John McCutcheon (1870-1949) and George Ade (1866-1944) were friends and schoolmates at Purdue University. They spent much of their lives in Chicago, though, and collaborated often. Their book, Bang! Bang! (1928), recounted the investigations of boy detective J.P. Davenant, pictured here. From The Murder Book: An Illustrated History of the Detective Story (1971) by Tage la Cour and Harald Mogensen.

Astrogen Kerby, "Astro," was a different kind of detective, a palmist and fortuneteller who investigated crimes. He appeared in The Master of Mysteries by Gelett Burgess (1912), with pictures by Indiana illustrator George Brehm (1878-1966). From The Murder Book.

Finally, The Strange Case of Mason Brant by Neville Monroe Hopkins (1916) with illustrations by Gayle Porter Hoskins (1887-1962).

Captions copyright 2010, 2024 Terence E. Hanley

Thursday, November 11, 2010

Paul Adam Wehr (1914-1973)

During the middle part of the twentieth century, one magazine and one artist dominated the look of illustration in popular magazines. The magazine was The Saturday Evening Post. The artist of course was Norman Rockwell. Countless journals had disappeared during the Great Depression and the lean years of World War II. Many others had turned to photography for their main source of illustration. The Saturday Evening Post marched ever onward, though, with art created not only by Norman Rockwell but also by a younger generation that included John Falter, Stevan Dohanos, Mead Schaeffer, and many other realists working at a time when realism was no longer the fashion in art.

Paul Adam Wehr was one of those realists. Tall, boyish, and mild mannered, Wehr was an extremely talented watercolorist and an accomplished illustrator and commercial artist. He was born on May 16, 1914, in Mount Vernon, Indiana. Encouraged by his father, Wehr entered the Herron School of Art at age nineteen and received his bachelor of fine arts in 1938. He began teaching at Herron in 1937, and in two stints at the school (1937-1946 and 1952-1954), he rose to head of the commercial art department.
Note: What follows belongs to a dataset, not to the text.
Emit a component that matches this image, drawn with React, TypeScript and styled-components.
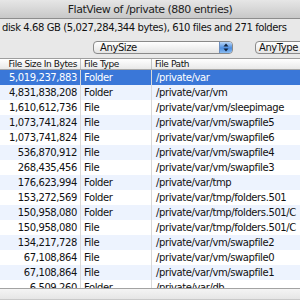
import React from "react";
import styled, { createGlobalStyle } from "styled-components";

const GlobalStyle = createGlobalStyle`
  html, body {
    margin: 0;
    padding: 0;
    width: 300px;
    height: 300px;
    overflow: hidden;
    background: #e9e9e9;
  }
  body {
    font-family: "DejaVu Sans", "Liberation Sans", sans-serif;
  }
`;

const Window = styled.div`
  width: 300px;
  height: 300px;
  display: flex;
  flex-direction: column;
  background: #e8e8e8;
  overflow: hidden;
  color: #111;
`;

const TitleBar = styled.div`
  height: 18px;
  flex-shrink: 0;
  border-bottom: 1px solid #8d8d8d;
  background: linear-gradient(#e6e6e6, #c8c8c8);
  display: flex;
  align-items: center;
  justify-content: center;
  font-size: 11px;
  letter-spacing: -0.5px;
  color: #1e1e1e;
  white-space: nowrap;
`;

const InfoLine = styled.div`
  height: 17px;
  flex-shrink: 0;
  line-height: 18px;
  padding-left: 2px;
  font-size: 10px;
  letter-spacing: -0.4px;
  white-space: nowrap;
  overflow: hidden;
`;

const FilterRow = styled.div`
  height: 22px;
  flex-shrink: 0;
  box-sizing: border-box;
  padding: 5px 0 0 93px;
  display: flex;
  align-items: flex-start;
  gap: 22px;
  white-space: nowrap;
`;

const PopUp = styled.div`
  width: 140px;
  height: 13px;
  flex-shrink: 0;
  box-sizing: border-box;
  border: 1px solid #8a8a8a;
  border-radius: 4px;
  background: linear-gradient(#ffffff, #e4e4e4);
  display: flex;
  align-items: stretch;
  overflow: hidden;
`;

const PopUpLabel = styled.span`
  flex: 1;
  padding-left: 6px;
  font-size: 10px;
  letter-spacing: -0.4px;
  line-height: 11px;
`;

const Stepper = styled.span`
  width: 12px;
  background: linear-gradient(#b9d6f6, #4d8ee0 55%, #8bbcf0);
  border-left: 1px solid #6d8fbf;
  display: flex;
  align-items: center;
  justify-content: center;
`;

const PushButton = styled.div`
  flex-shrink: 0;
  width: 70px;
  height: 13px;
  box-sizing: border-box;
  border: 1px solid #8a8a8a;
  border-radius: 4px;
  background: linear-gradient(#ffffff, #e4e4e4);
  padding-left: 3px;
  font-size: 10px;
  letter-spacing: -0.45px;
  line-height: 11px;
`;

const Table = styled.div`
  flex: 1;
  min-height: 0;
  background: #ffffff;
  border-top: 1px solid #9e9e9e;
  overflow: hidden;
  display: flex;
  flex-direction: column;
`;

const HeaderRow = styled.div`
  height: 10px;
  flex-shrink: 0;
  display: grid;
  grid-template-columns: 81px 71px 1fr;
  background: linear-gradient(#ffffff, #e9e9e9);
  border-bottom: 1px solid #a8a8a8;
  font-size: 9px;
  letter-spacing: -0.4px;
  line-height: 10px;
  white-space: nowrap;
`;

const HeaderCell = styled.div<{ $align?: "left" | "right"; $last?: boolean }>`
  box-sizing: border-box;
  text-align: ${(p) => p.$align ?? "left"};
  padding: ${(p) => (p.$align === "right" ? "0 3px 0 0" : "0 0 0 3px")};
  border-right: ${(p) => (p.$last ? "none" : "1px solid #c2c2c2")};
  overflow: hidden;
`;

const Row = styled.div<{ $odd: boolean; $selected: boolean }>`
  height: 15px;
  flex-shrink: 0;
  display: grid;
  grid-template-columns: 81px 71px 1fr;
  background: ${(p) => (p.$selected ? "#3a77d8" : p.$odd ? "#edf3fe" : "#ffffff")};
  color: ${(p) => (p.$selected ? "#ffffff" : "#111111")};
  font-size: 10px;
  letter-spacing: -0.4px;
  line-height: 15px;
  white-space: nowrap;
`;

const Cell = styled.div<{ $align?: "left" | "right"; $last?: boolean; $pad?: number }>`
  box-sizing: border-box;
  text-align: ${(p) => p.$align ?? "left"};
  padding: ${(p) => (p.$align === "right" ? "0 3px 0 0" : `0 0 0 ${p.$pad ?? 3}px`)};
  border-right: ${(p) => (p.$last ? "none" : "1px solid #d9d9d9")};
  overflow: hidden;
`;

const BottomBar = styled.div`
  height: 12px;
  flex-shrink: 0;
  box-sizing: border-box;
  border-top: 1px solid #a3a3a3;
  border-bottom: 1px solid #c9c9c9;
  background: linear-gradient(#f4f4f4, #e6e6e6);
`;

const rows: [string, string, string][] = [
  ["5,019,237,883", "Folder", "/private/var"],
  ["4,831,838,208", "Folder", "/private/var/vm"],
  ["1,610,612,736", "File", "/private/var/vm/sleepimage"],
  ["1,073,741,824", "File", "/private/var/vm/swapfile5"],
  ["1,073,741,824", "File", "/private/var/vm/swapfile6"],
  ["536,870,912", "File", "/private/var/vm/swapfile4"],
  ["268,435,456", "File", "/private/var/vm/swapfile3"],
  ["176,623,994", "Folder", "/private/var/tmp"],
  ["153,272,569", "Folder", "/private/var/tmp/folders.501"],
  ["150,958,080", "Folder", "/private/var/tmp/folders.501/C"],
  ["150,958,080", "File", "/private/var/tmp/folders.501/C"],
  ["134,217,728", "File", "/private/var/vm/swapfile2"],
  ["67,108,864", "File", "/private/var/vm/swapfile0"],
  ["67,108,864", "File", "/private/var/vm/swapfile1"],
  ["6,509,260", "Folder", "/private/var/db"],
];

export default function App() {
  return (
    <>
      <GlobalStyle />
      <Window>
        <TitleBar>FlatView of /private (880 entries)</TitleBar>
        <InfoLine>disk 4.68 GB (5,027,284,344 bytes), 610 files and 271 folders</InfoLine>
        <FilterRow>
          <PopUp>
            <PopUpLabel>AnySize</PopUpLabel>
            <Stepper>
              <svg width="6" height="9" viewBox="0 0 6 9">
                <path d="M3 0.5 L5.5 3.5 L0.5 3.5 Z" fill="#10233f" />
                <path d="M3 8.5 L5.5 5.5 L0.5 5.5 Z" fill="#10233f" />
              </svg>
            </Stepper>
          </PopUp>
          <PushButton>AnyType</PushButton>
        </FilterRow>
        <Table>
          <HeaderRow>
            <HeaderCell $align="right">File Size In Bytes</HeaderCell>
            <HeaderCell>File Type</HeaderCell>
            <HeaderCell $last>File Path</HeaderCell>
          </HeaderRow>
          {rows.map(([size, type, path], i) => (
            <Row key={i} $odd={i % 2 === 1} $selected={i === 0}>
              <Cell $align="right">{size}</Cell>
              <Cell>{type}</Cell>
              <Cell $last $pad={4}>{path}</Cell>
            </Row>
          ))}
        </Table>
        <BottomBar />
      </Window>
    </>
  );
}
After World War II, Wehr struck out on his own as a commercial artist with the Stevens-Gross Studio of Chicago. Working at home and sending his artwork by bus to Chicago, Wehr provided art to a variety of clients including Braniff Airlines, Coca-Cola, Ford, International Harvester, Libby, Parker Pens, Standard Oil, Swift, the U.S. Air Force, and he observed, "practically every brand of beer made."  Collier's, CoronetCountry Gentleman, Popular Mechanics, Redbook, Sports Afield, This Week, and True were among the many magazines for which he created crisp, idealized scenes of American life. It is this style, exemplified by the work of Norman Rockwell, that has given us our popular and nostalgic image of the 1940s and '50s. I'm not sure that Wehr's work ever made its way into The Saturday Evening Post, but he was certainly of that school.  Perhaps more than anyone, he deserves the title "the Norman Rockwell of Indiana."
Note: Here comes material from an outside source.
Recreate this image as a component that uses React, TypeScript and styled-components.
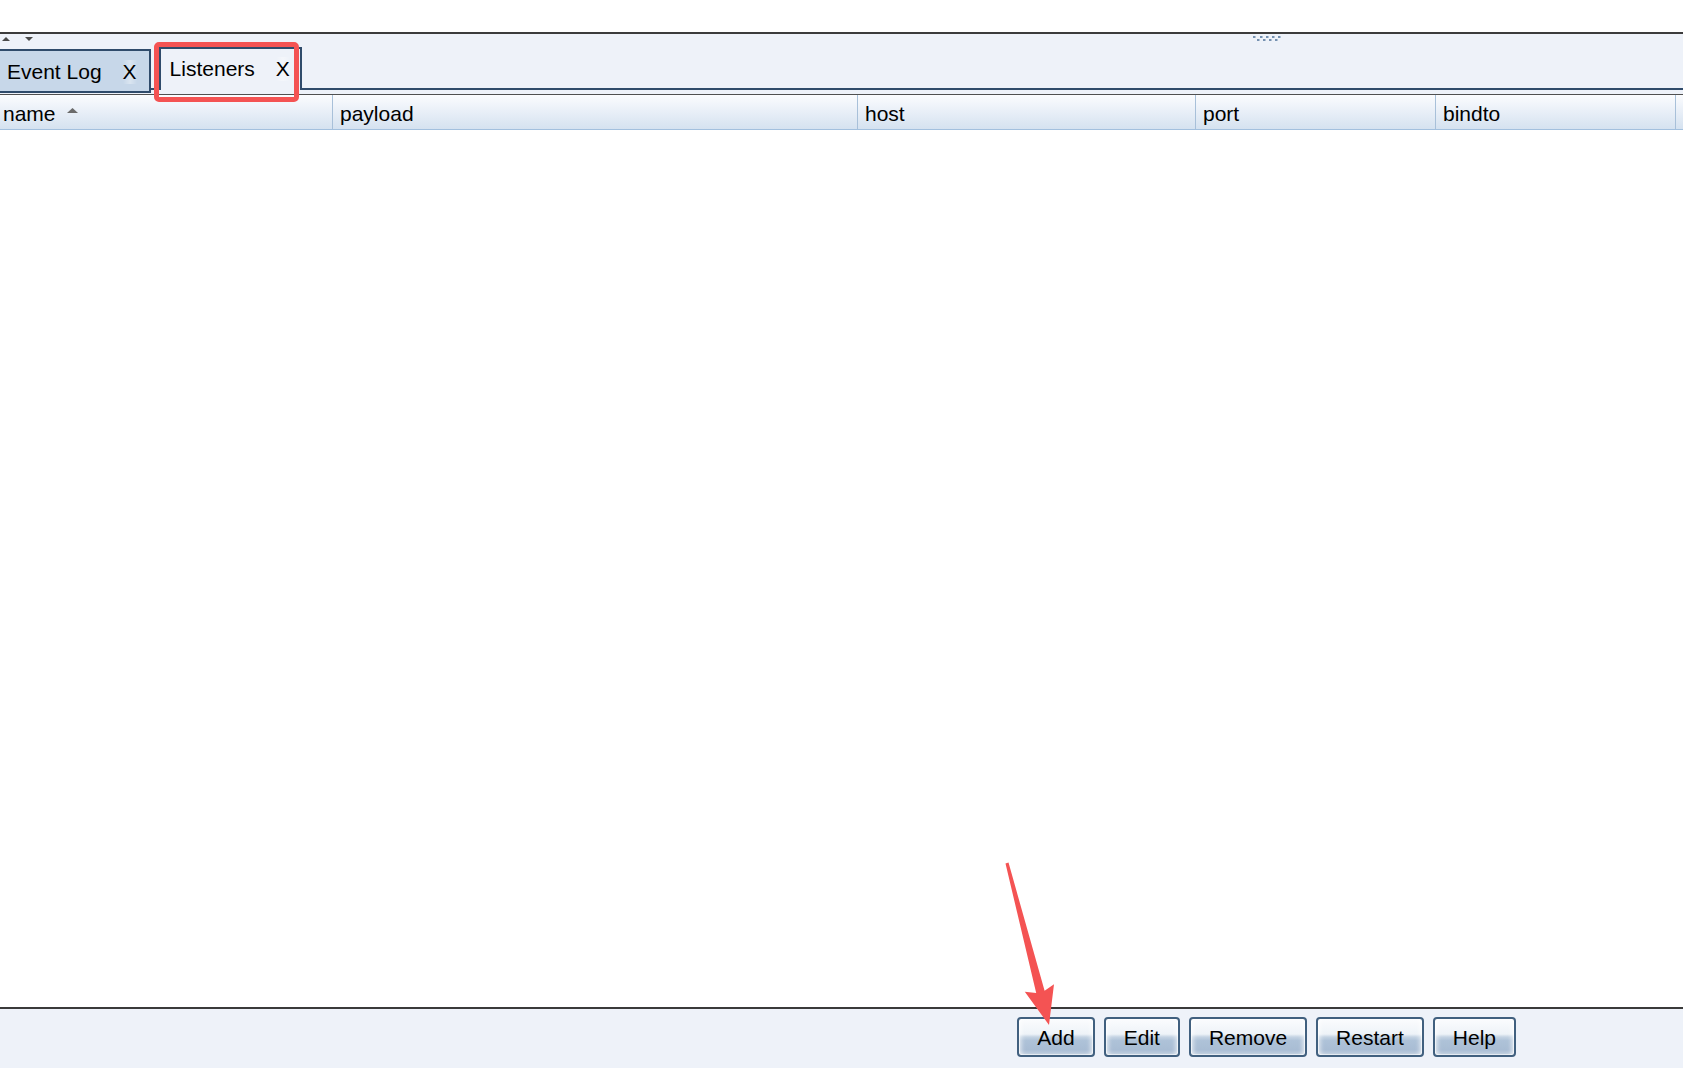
import React from "react";
import styled, { createGlobalStyle } from "styled-components";

const GlobalStyle = createGlobalStyle`
  html, body {
    margin: 0;
    padding: 0;
    height: 100%;
    overflow: hidden;
    background: #ffffff;
  }
  body {
    font-family: "Liberation Sans", Arial, sans-serif;
    color: #000;
  }
  #root { height: 100%; }
`;

const Window = styled.div`
  position: relative;
  height: 100vh;
  display: flex;
  flex-direction: column;
`;

const UpperPane = styled.div`
  height: 32px;
  background: #ffffff;
  border-bottom: 2px solid #3c3c3c;
  flex: none;
`;

const LowerPane = styled.div`
  flex: 1;
  display: flex;
  flex-direction: column;
  background: #eef2f9;
  min-height: 0;
`;

const SplitBar = styled.div`
  height: 10px;
  flex: none;
  display: flex;
  align-items: center;
  padding-left: 2px;
  gap: 15px;
`;

const Grip = styled.svg`
  margin-left: 1205px;
  display: block;
`;

const TabRow = styled.div`
  height: 46px;
  flex: none;
  box-sizing: border-box;
  display: flex;
  align-items: flex-end;
  border-bottom: 2px solid #2f4b6b;
`;

const Tab = styled.div<{ $active?: boolean }>`
  box-sizing: border-box;
  display: flex;
  align-items: center;
  font-size: 21px;
  line-height: 24px;
  border: 2px solid #2f4b6b;
  white-space: nowrap;
  ${(p) =>
    p.$active
      ? `
    height: 43px;
    margin-left: 8px;
    margin-bottom: -2px;
    border-bottom: none;
    background: #eef2f9;
    padding: 0 10px 2px 9px;
  `
      : `
    height: 44px;
    margin-left: -2px;
    margin-bottom: -5px;
    background: #c7d7e9;
    padding: 2px 12px 0 7px;
  `}
`;

const CloseX = styled.span`
  margin-left: 21px;
  background: linear-gradient(
    to right,
    rgba(255, 255, 255, 0) 0%,
    rgba(255, 255, 255, 0.35) 50%,
    rgba(255, 255, 255, 0) 100%
  );
`;

const TabGap = styled.div`
  height: 4px;
  flex: none;
`;

const Table = styled.div`
  flex: 1;
  display: flex;
  flex-direction: column;
  border-top: 1px solid #505050;
  border-bottom: 2px solid #3a3a3a;
  min-height: 0;
`;

const HeaderRow = styled.div`
  display: grid;
  grid-template-columns: 333px 525px 338px 240px 240px 1fr;
  height: 35px;
  box-sizing: border-box;
  background: linear-gradient(to bottom, #fbfcfe 0%, #eaf0f8 45%, #d5e2f0 100%);
  border-bottom: 1px solid #a3c0de;
  flex: none;
`;

const HeaderCell = styled.div<{ $first?: boolean; $last?: boolean }>`
  display: flex;
  align-items: center;
  box-sizing: border-box;
  font-size: 21px;
  line-height: 28px;
  padding-top: 4px;
  padding-left: ${(p) => (p.$first ? "3px" : "7px")};
  border-right: ${(p) => (p.$last ? "none" : "1px solid #a8c0d9")};
  white-space: nowrap;
  overflow: hidden;
`;

const SortMark = styled.svg`
  margin-left: 11px;
  margin-top: -6px;
  display: block;
`;

const Body = styled.div`
  flex: 1;
  background: #ffffff;
`;

const ButtonBar = styled.div`
  height: 59px;
  flex: none;
  box-sizing: border-box;
  display: flex;
  justify-content: flex-end;
  align-items: flex-start;
  gap: 9px;
  padding: 8px 167px 0 0;
`;

const Button = styled.button`
  height: 40px;
  box-sizing: border-box;
  padding: 1px 18px 0;
  border: 2px solid #41607f;
  border-radius: 4px;
  font-family: "Liberation Sans", Arial, sans-serif;
  font-size: 21px;
  color: #000;
  line-height: 35px;
  background: linear-gradient(
    to bottom,
    #fbfcfe 0%,
    #eef3f8 42%,
    #c4d3e3 50%,
    #aec2d8 60%,
    #a9bdd4 85%,
    #c3d1e1 100%
  );
  box-shadow: inset 0 0 0 1px rgba(255, 255, 255, 0.55),
    inset 5px 0 5px -3px rgba(255, 255, 255, 0.75),
    inset -5px 0 5px -3px rgba(255, 255, 255, 0.75);
  cursor: pointer;
`;

const Highlight = styled.div`
  position: absolute;
  left: 154px;
  top: 42px;
  width: 145px;
  height: 60px;
  box-sizing: border-box;
  border: 5px solid #f45353;
  border-radius: 5px;
  pointer-events: none;
`;

const Pointer = styled.svg`
  position: absolute;
  left: 1000px;
  top: 855px;
  pointer-events: none;
`;

const columns = ["name", "payload", "host", "port", "bindto"];
const buttons = ["Add", "Edit", "Remove", "Restart", "Help"];

function GripDots() {
  const top = [0, 7, 13, 19, 25];
  const bottom = [4, 10, 16, 22];
  return (
    <Grip width="30" height="6" viewBox="0 0 30 6">
      {top.map((x) => (
        <rect key={`t${x}`} x={x} y={0} width="2.5" height="2" fill="#7591b1" />
      ))}
      {bottom.map((x) => (
        <rect key={`b${x}`} x={x} y={3} width="2.5" height="2" fill="#7591b1" />
      ))}
    </Grip>
  );
}

export default function App() {
  return (
    <Window>
      <GlobalStyle />
      <UpperPane />
      <LowerPane>
        <SplitBar>
          <svg width="8" height="5" viewBox="0 0 8 5" style={{ display: "block" }}>
            <polygon points="4,0 8,4 0,4" fill="#4a4a4a" />
          </svg>
          <svg width="8" height="5" viewBox="0 0 8 5" style={{ display: "block" }}>
            <polygon points="0,0 8,0 4,4" fill="#4a4a4a" />
          </svg>
          <GripDots />
        </SplitBar>
        <TabRow>
          <Tab>
            Event Log<CloseX>X</CloseX>
          </Tab>
          <Tab $active>
            Listeners<CloseX>X</CloseX>
          </Tab>
        </TabRow>
        <TabGap />
        <Table>
          <HeaderRow>
            {columns.map((c, i) => (
              <HeaderCell key={c} $first={i === 0}>
                {c}
                {i === 0 && (
                  <SortMark width="11" height="6" viewBox="0 0 11 6">
                    <polygon points="5.5,0 11,5 0,5" fill="#6b6b6b" />
                  </SortMark>
                )}
              </HeaderCell>
            ))}
            <HeaderCell $last />
          </HeaderRow>
          <Body />
        </Table>
        <ButtonBar>
          {buttons.map((b) => (
            <Button key={b}>{b}</Button>
          ))}
        </ButtonBar>
      </LowerPane>
      <Highlight />
      <Pointer width="60" height="175" viewBox="0 0 60 175">
        <polygon
          points="8.5,7.6 44.6,135.8 54,129.2 49,170 24.8,136.8 36.2,138 5.5,8.4"
          fill="#f45353"
        />
      </Pointer>
    </Window>
  );
}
Wehr's commercial art paid the bills, but he was also a fine artist, traveling extensively and working in watercolor and casein. His large painting, "The Molders," won him honorable mention at the Prix de Rome, held at the Grand Central Galleries in New York in 1936, while he was still a student. He won many more prizes and competitions during his near forty-year career. Paul Wehr's untimely death came on October 2, 1973, in Indianapolis. He was just fifty-nine years old.
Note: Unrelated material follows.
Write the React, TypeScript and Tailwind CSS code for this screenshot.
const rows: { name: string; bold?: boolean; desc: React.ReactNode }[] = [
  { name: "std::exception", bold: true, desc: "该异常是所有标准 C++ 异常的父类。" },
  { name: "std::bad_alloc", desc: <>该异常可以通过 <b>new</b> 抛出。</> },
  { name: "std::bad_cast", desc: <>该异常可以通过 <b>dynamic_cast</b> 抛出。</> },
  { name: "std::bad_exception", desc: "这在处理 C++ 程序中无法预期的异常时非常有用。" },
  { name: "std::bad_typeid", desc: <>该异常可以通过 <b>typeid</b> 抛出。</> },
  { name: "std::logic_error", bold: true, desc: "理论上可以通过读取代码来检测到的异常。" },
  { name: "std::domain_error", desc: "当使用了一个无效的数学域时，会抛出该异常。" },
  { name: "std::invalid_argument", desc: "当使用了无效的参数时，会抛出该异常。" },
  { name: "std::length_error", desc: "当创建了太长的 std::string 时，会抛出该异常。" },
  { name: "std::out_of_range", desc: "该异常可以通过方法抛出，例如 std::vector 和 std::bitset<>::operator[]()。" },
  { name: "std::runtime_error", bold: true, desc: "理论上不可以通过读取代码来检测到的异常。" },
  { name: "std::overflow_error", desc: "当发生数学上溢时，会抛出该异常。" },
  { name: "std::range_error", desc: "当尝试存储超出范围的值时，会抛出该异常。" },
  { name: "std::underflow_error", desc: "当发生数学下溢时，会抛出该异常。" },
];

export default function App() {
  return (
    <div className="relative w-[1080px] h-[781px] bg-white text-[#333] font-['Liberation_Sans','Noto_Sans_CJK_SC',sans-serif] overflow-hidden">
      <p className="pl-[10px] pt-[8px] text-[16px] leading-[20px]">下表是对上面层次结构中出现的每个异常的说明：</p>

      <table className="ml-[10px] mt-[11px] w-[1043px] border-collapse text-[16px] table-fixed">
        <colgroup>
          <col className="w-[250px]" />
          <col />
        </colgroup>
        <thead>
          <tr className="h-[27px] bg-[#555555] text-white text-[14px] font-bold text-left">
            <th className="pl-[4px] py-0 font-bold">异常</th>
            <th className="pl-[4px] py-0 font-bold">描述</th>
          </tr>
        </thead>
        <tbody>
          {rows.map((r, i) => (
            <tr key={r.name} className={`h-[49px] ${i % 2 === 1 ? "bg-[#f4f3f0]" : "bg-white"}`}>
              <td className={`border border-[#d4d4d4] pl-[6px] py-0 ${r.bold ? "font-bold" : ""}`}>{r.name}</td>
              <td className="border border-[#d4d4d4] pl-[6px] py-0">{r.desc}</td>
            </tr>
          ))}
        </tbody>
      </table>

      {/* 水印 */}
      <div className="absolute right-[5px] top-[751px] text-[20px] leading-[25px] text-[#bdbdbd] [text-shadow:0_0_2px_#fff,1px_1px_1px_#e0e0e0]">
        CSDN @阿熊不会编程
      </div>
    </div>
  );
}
Pictures like this were the bread and butter of magazines like The Saturday Evening Post, Collier'sLiberty,  and Coronet after World War II. Paul Wehr, with his sure hand and painstaking technique, fit right in with artists such as Norman Rockwell and Stevan Dohanos.

An example of Wehr's commercial art and proof that he could work just as well with a contemporary subject as with an image of the nostalgic past.

Wehr's commercial clients included the makers of every kind of product, including in his words, "practically every brand of beer made." Drewry's was brewed in South Bend, about as far as you can get from the artists's native Mount Vernon and still be in the Hoosier State.

Is it fine art or commercial art? The distinction isn't always clear. In any case, this painting by Paul Wehr, from an unknown date, revisits the subject of his prize-winning "Molders" from 1936.